Catastrophe modelling firm AIR Worldwide predicts typhoon Muifa is tracking across the Pacific and will hit mainland China this weekend.

The category 2 storm was responsible for displacing more than 14,000 households in parts of northern and central Philippines earlier this week and is likely to bring heavy rains and high winds, putting crop plantations in areas of north China plains and southern Manchuria at risk.

Apart from causing an orange alert for high waves in the East China Sea, Muifa is expected to cause landfall south of Shanghai on Sunday, August 7 in the afternoon (local time) and will continue to be in close proximity to the Chinese coast, thus generating a significant amount of precipitation.

According to the meteorological authorities in China’s eastern province Zhejiang, the storm, whose radius extends to about 220 km, was roughly 1,000 km southeast of the capital Fuzhou.
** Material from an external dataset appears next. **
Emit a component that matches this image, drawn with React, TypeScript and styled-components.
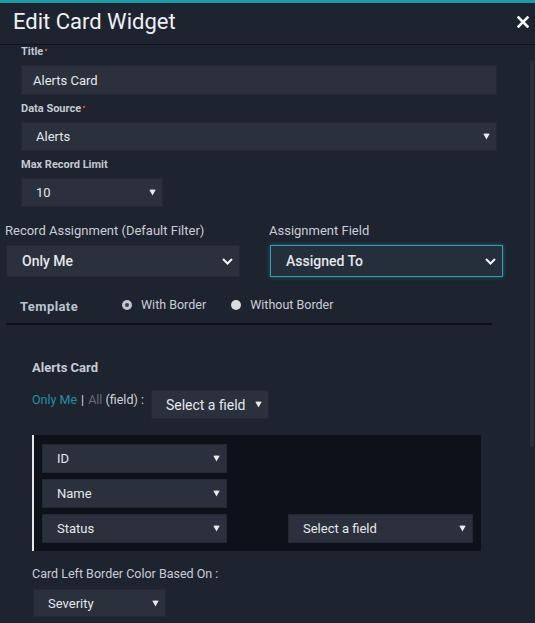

Muifa has already generated peak rainfall of around 300 mm over the past 24 hours and these figures could see a surge as it approaches warmer coastal waters and significant terrain.

According to Japan Meteorological Agency (JMA), Muifa’s maximum ten-minute sustained winds of 157 km/hr are expected to weaken due to environmental wind shear as it moves north over the Yellow Sea and towards North Korea.

The typhoon, whose intensity has been constantly reducing since July 31, bears similar character to Winnie – the typhoon that brought heavy rainfall and damage across eastern China in 1997.

According to AIR, China’s urban residents seem to be at an advantage over their rural counterparts.

Currently, most Chinese urban dwellers live in mid-rise or high-rise apartment buildings which, when exposed to lateral wind loads perform better than unreinforced masonry that is found in rural areas.

Wind damage to apartment buildings is typically restricted to non-structural components such as windows and balconies owing to superior materials and building practices being.

In contrast, commercial and industrial buildings are generally known to be more resistant to wind and water damage than residential ones.

Meanwhile AIR continues to monitor and provide updates concerning all developments in the northwest Pacific basin.